„Tannhäuser“ in Bayreuth: Eine der besten Opernproduktionen



Bei Kratzer geht es nicht um Sexualität versus Religiosität, sondern um schräges vagabundierendes Künstlerleben versus Spießertum. Dafür stellt er der Venus eine Dragqueen (grandios: Le Gateau Chocolat) und einen Kleinwüchsigen (exzellent: Manni Lauterbach als Oskar) zur Seite, die mit ihrem alten klapprigen Citroën nach Bayreuth fahren, das Festspielhaus entern, das Türschild am Dirigentenzimmer gendergerecht ändern und in der ersten Pause sogar eine große Show beim Teich am Fuße des Grünen Hügels abziehen.

Extrem berührend ist schon die Ouvertüre, bei der die Truppe einen Obstler auf den verstorbenen Tenor Stephen Gould trinkt. Er hatte im Jahr 2019 in der Premiere gesungen. Als sein Foto eingeblendet wird, gibt es während der Musik Zwischenapplaus – Ihr Rezensent kann sich nicht erinnern, so etwas je in Bayreuth gehört zu haben.

Nicht nur Tannhäuser verfällt diesen schrägen Vögeln, auch Elisabeth geht mit Wolfram erst ins Bett, als er sich die Perücke von Tannhäuser aufsetzt.

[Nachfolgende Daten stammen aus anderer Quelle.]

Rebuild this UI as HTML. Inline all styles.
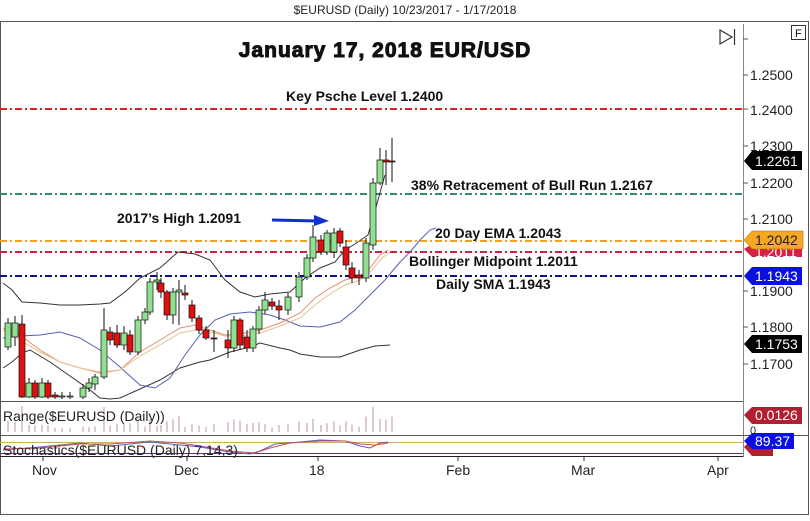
<!DOCTYPE html>
<html><head><meta charset="utf-8"><style>
html,body{margin:0;padding:0;background:#fff;}
svg text{font-family:"Liberation Sans",Arial,sans-serif;}
</style></head><body>
<svg id="s" width="810" height="516" viewBox="0 0 810 516" xmlns="http://www.w3.org/2000/svg">
<rect x="0" y="0" width="810" height="516" fill="#fff"/>
<text x="405" y="14" font-size="12" text-anchor="middle" fill="#222">$EURUSD (Daily)  10/23/2017 - 1/17/2018</text>
<rect x="0.5" y="21.5" width="808" height="493" fill="none" stroke="#555" stroke-width="1"/>
<line x1="743.5" y1="24" x2="743.5" y2="457" stroke="#888"/>
<line x1="0" y1="401.5" x2="743" y2="401.5" stroke="#555"/>
<line x1="0" y1="435.5" x2="808" y2="435.5" stroke="#555"/>
<line x1="0" y1="456.5" x2="743" y2="456.5" stroke="#222"/>
<rect x="791.5" y="25.5" width="14" height="14" fill="#fff" stroke="#333"/>
<text x="795" y="37" font-size="11" fill="#111">F</text>
<path d="M720 30 L732 37 L720 44 Z" fill="none" stroke="#333" stroke-width="1.2"/>
<line x1="734.5" y1="29" x2="734.5" y2="45" stroke="#333" stroke-width="1.2"/>

<text x="385" y="57" font-size="21" font-weight="bold" text-anchor="middle" fill="#111" letter-spacing="1" stroke="#111" stroke-width="1">January 17, 2018 EUR/USD</text>

<line x1="0" y1="109" x2="743" y2="109" stroke="#d22" stroke-width="2" stroke-dasharray="7,3,2,3"/>
<line x1="0" y1="194" x2="743" y2="194" stroke="#3a8a70" stroke-width="2" stroke-dasharray="7,3,2,3"/>
<line x1="0" y1="241" x2="743" y2="241" stroke="#f2a020" stroke-width="2" stroke-dasharray="7,3,2,3"/>
<line x1="0" y1="252" x2="743" y2="252" stroke="#d2203a" stroke-width="2" stroke-dasharray="7,3,2,3"/>
<line x1="0" y1="276" x2="743" y2="276" stroke="#101090" stroke-width="2" stroke-dasharray="7,3,2,3"/>

<polyline fill="none" stroke="#333" stroke-width="1" points="3,283 12,290 22,302 40,303 60,305 80,305 100,304 110,303 125,292 140,278 160,268 178,252 195,254 210,260 225,280 240,292 255,297 270,294 290,292 305,278 320,268 335,262 345,250 355,244 368,235 378,200 385,175"/>
<polyline fill="none" stroke="#333" stroke-width="1" points="3,368 12,362 22,353 30,350 50,362 70,376 90,390 100,398 110,399 120,398 140,389 160,380 180,368 200,362 210,360 230,352 250,347 260,343 280,348 290,350 300,354 320,357 340,357 360,350 375,346 390,345"/>
<polyline fill="none" stroke="#5560b0" stroke-width="1" points="3,338 20,336 40,335 60,332 80,338 100,350 120,367 140,385 155,388 170,378 185,355 200,335 215,320 230,314 250,312 270,315 285,320 300,326 320,327 340,322 355,310 370,295 385,280 400,262 410,252 420,240 430,230 436,228"/>
<polyline fill="none" stroke="#e39070" stroke-width="1" points="3,328 20,335 40,350 60,362 80,368 100,373 120,370 140,352 160,340 180,328 195,325 210,330 225,335 240,334 260,330 280,323 300,313 315,298 330,288 345,280 360,276 370,268 380,255 388,250"/>
<polyline fill="none" stroke="#e8c090" stroke-width="1" points="3,330 20,340 40,352 60,362 80,368 100,372 120,370 140,356 160,345 180,333 195,330 210,332 225,336 240,336 260,333 280,326 300,318 315,305 330,294 345,285 360,280 372,270 382,258 390,252"/>

<g id="candles"></g>

<g font-size="14" font-weight="bold" fill="#111">
<text x="286" y="101">Key Psche Level 1.2400</text>
<text x="411" y="190">38% Retracement of Bull Run 1.2167</text>
<text x="117" y="223">2017’s High 1.2091</text>
<text x="435" y="238">20 Day EMA 1.2043</text>
<text x="409" y="266">Bollinger Midpoint 1.2011</text>
<text x="436" y="289">Daily SMA 1.1943</text>
</g>
<line x1="272" y1="220" x2="318" y2="221" stroke="#1030d0" stroke-width="3"/>
<path d="M314 215 L329 221 L314 226 Z" fill="#1030d0"/>

<g font-size="14" fill="#222">
<line x1="743" y1="39" x2="748" y2="39" stroke="#555"/>
<line x1="743" y1="75" x2="748" y2="75" stroke="#555"/><text x="750" y="80">1.2500</text>
<line x1="743" y1="109" x2="748" y2="109" stroke="#555"/><text x="750" y="115">1.2400</text>
<line x1="743" y1="146" x2="748" y2="146" stroke="#555"/><text x="750" y="151">1.2300</text>
<line x1="743" y1="183" x2="748" y2="183" stroke="#555"/><text x="750" y="188">1.2200</text>
<line x1="743" y1="219" x2="748" y2="219" stroke="#555"/><text x="750" y="224">1.2100</text>
<line x1="743" y1="291" x2="748" y2="291" stroke="#555"/><text x="750" y="296">1.1900</text>
<line x1="743" y1="327" x2="748" y2="327" stroke="#555"/><text x="750" y="332">1.1800</text>
<line x1="743" y1="364" x2="748" y2="364" stroke="#555"/><text x="750" y="369">1.1700</text>
</g>
<g font-size="14">
<path d="M744 161 L752 151 L802 151 L802 170 L752 170 Z" fill="#000"/><text x="755" y="166" fill="#fff">1.2261</text>
<path d="M744 249 L752 244 L802 244 L802 257 L752 257 Z" fill="#d82040"/><text x="755" y="257" fill="#fff">1.2011</text>
<path d="M744 240 L752 231 L803 231 L803 249 L752 249 Z" fill="#f5a820" stroke="#a06000" stroke-width="0.5"/><text x="755" y="245" fill="#222">1.2042</text>
<path d="M744 276 L752 267 L802 267 L802 285 L752 285 Z" fill="#0a10e0"/><text x="755" y="281" fill="#fff">1.1943</text>
<path d="M744 344 L752 335 L802 335 L802 353 L752 353 Z" fill="#000"/><text x="755" y="349" fill="#fff">1.1753</text>
<path d="M744 415 L752 407 L802 407 L802 424 L752 424 Z" fill="#b02030"/><text x="755" y="420" fill="#fff">0.0126</text>
<path d="M744 447 L752 439 L773 439 L773 456 L752 456 Z" fill="#b02030"/>
<path d="M744 441 L752 433 L794 433 L794 449 L752 449 Z" fill="#0a10e0"/><text x="755" y="446" fill="#fff">89.37</text>
</g>
<text x="750" y="434" font-size="11" fill="#222">0</text>

<g id="range" stroke="#c090a0" stroke-width="1"></g>
<text x="3" y="421" font-size="14" fill="#222">Range($EURUSD (Daily))</text>
<line x1="0" y1="442.5" x2="743" y2="442.5" stroke="#c8b060"/>
<line x1="0" y1="453.5" x2="743" y2="453.5" stroke="#603080"/>
<polyline fill="none" stroke="#5560c0" stroke-width="1" points="3,450 40,447 80,443 110,446 150,442 180,445 200,447 230,452 250,454 260,451 275,444 300,442 320,440 345,441 360,446 370,448 380,443 388,442"/>
<polyline fill="none" stroke="#d05050" stroke-width="1" points="3,449 40,448 80,444 110,444 150,441 180,443 200,446 230,451 255,453 270,448 290,443 320,441 345,441 360,444 375,445 388,443"/>
<text x="3" y="455" font-size="14" fill="#222">Stochastics($EURUSD (Daily) 7,14,3)</text>
<g font-size="14" fill="#222">
<line x1="43" y1="457" x2="43" y2="461" stroke="#333"/><text x="32" y="475">Nov</text>
<line x1="187" y1="457" x2="187" y2="461" stroke="#333"/><text x="174" y="475">Dec</text>
<line x1="318" y1="457" x2="318" y2="461" stroke="#333"/><text x="309" y="475">18</text>
<line x1="458" y1="457" x2="458" y2="461" stroke="#333"/><text x="446" y="475">Feb</text>
<line x1="584" y1="457" x2="584" y2="461" stroke="#333"/><text x="571" y="475">Mar</text>
<line x1="718" y1="457" x2="718" y2="461" stroke="#333"/><text x="707" y="475">Apr</text>
</g>
</svg>
<script>
var C=[[8,347,323,318,350],[15,337,323,316,346],[22,324,397,315,398],[29,397,383,378,398],[35,383,397,380,399],[42,397,383,378,398],[48,383,397,380,399],[55,395,397,392,399],[62,397,396,392,399],[70,397,396,392,399],[83,397,388,384,399],[89,388,383,378,392],[95,384,377,374,390],[104,377,330,308,379],[110,332,340,327,345],[117,333,345,325,348],[124,345,333,326,350],[130,335,352,330,355],[138,352,320,316,355],[145,320,312,308,324],[150,312,282,278,315],[157,282,280,272,290],[161,283,292,278,298],[167,292,315,290,320],[173,315,292,288,324],[179,292,290,280,325],[185,293,295,285,300],[192,305,318,300,322],[199,318,330,315,334],[206,330,338,326,340],[214,338,338,330,352],[228,340,348,330,358],[234,348,320,316,352],[240,320,345,318,350],[247,337,348,330,352],[253,348,329,326,352],[259,329,310,306,334],[265,310,300,292,314],[272,302,306,298,310],[279,306,310,300,320],[288,310,297,293,315],[299,297,277,272,302],[307,277,258,254,280],[313,258,237,225,262],[321,240,252,235,255],[327,252,233,230,255],[334,252,233,228,258],[340,231,243,228,247],[346,247,265,240,270],[352,268,278,262,283],[359,275,278,270,285],[366,278,243,238,282],[373,245,183,178,250],[380,183,160,148,185],[386,160,162,150,185],[392,161,161,138,182]];
var g=document.getElementById('candles'),h='';
C.forEach(function(c){var x=c[0],o=c[1],cl=c[2],t=Math.min(o,cl),b=Math.max(o,cl);
h+='<line x1="'+x+'" y1="'+c[3]+'" x2="'+x+'" y2="'+c[4]+'" stroke="#111"/>';
var up=cl<o;h+='<rect x="'+(x-3)+'" y="'+t+'" width="6" height="'+Math.max(1,b-t)+'" fill="'+(up?'#90e090':'#e01010')+'" stroke="#111" stroke-width="0.7"/>';});
g.innerHTML=h;
var r=document.getElementById('range'),s='';
C.forEach(function(c,i){var v=Math.min(26,Math.max(4,(c[4]-c[3])*0.35));s+='<line x1="'+c[0]+'" y1="'+(432-v)+'" x2="'+c[0]+'" y2="432"/>';});
r.innerHTML=s;
</script>
</body></html>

Es gibt aber nicht nur Witz und schrille Ideen, sondern eine erstklassige Personenführung und eine tiefgründige Analyse der Büßergeschichte. Die Aktualisierungen seit der ersten Aufführung vor fünf Jahren mit Spitzen gegen die Politik und gegen den Wagner-Fanatismus machen diesen Abend noch besser.

Mehr Frauen am Pult

„Dirigent*innen“ am Türschild passt diesmal wirklich, weil in Bayreuth in diesem Jahr erstmals mehr Frauen als Männer am Pult stehen. Den Anfang machte Nathalie Strutzmann, unter deren Leitung „Tannhäuser“ farbenprächtig und dramatisch, von Akt zu Akt besser klingt.

Auch Klaus Florian Vogt steigert sich nach mittelmäßigem Beginn und singt die Rom-Erzählung im Finale fast schön. Günther Groissböck ist ein famoser Landgraf Hermann, Markus Eiche ein Wolfram, der das Lied an den Abendstern sensibel (und von Strutzmann und dem Toporchester traumhaft begleitet) singt.

Beide Damen sind fabelhaft: Elisabeth Teige als dramatische, aber durchwegs glaubhafte und mitreißende Elisabeth sowie Irene Roberts als kraftvolle Venus, die auch darstellerisch Großes leistet. Siyabonga Maqungo als Walther von der Vogelweide und Olafur Sigurdarson als Biterolf machen ihre Sache ebenfalls sehr gut.

Der Pilgerchor, der diesmal verarmt Müll sammelt, ist mächtig und toll. Und wenn Elisabeth am Ende tot zwischen Tannhäuser und Wolfram liegt, erlebt man den seltenen Fall, dass Oper die ganze Gefühlskette bedient.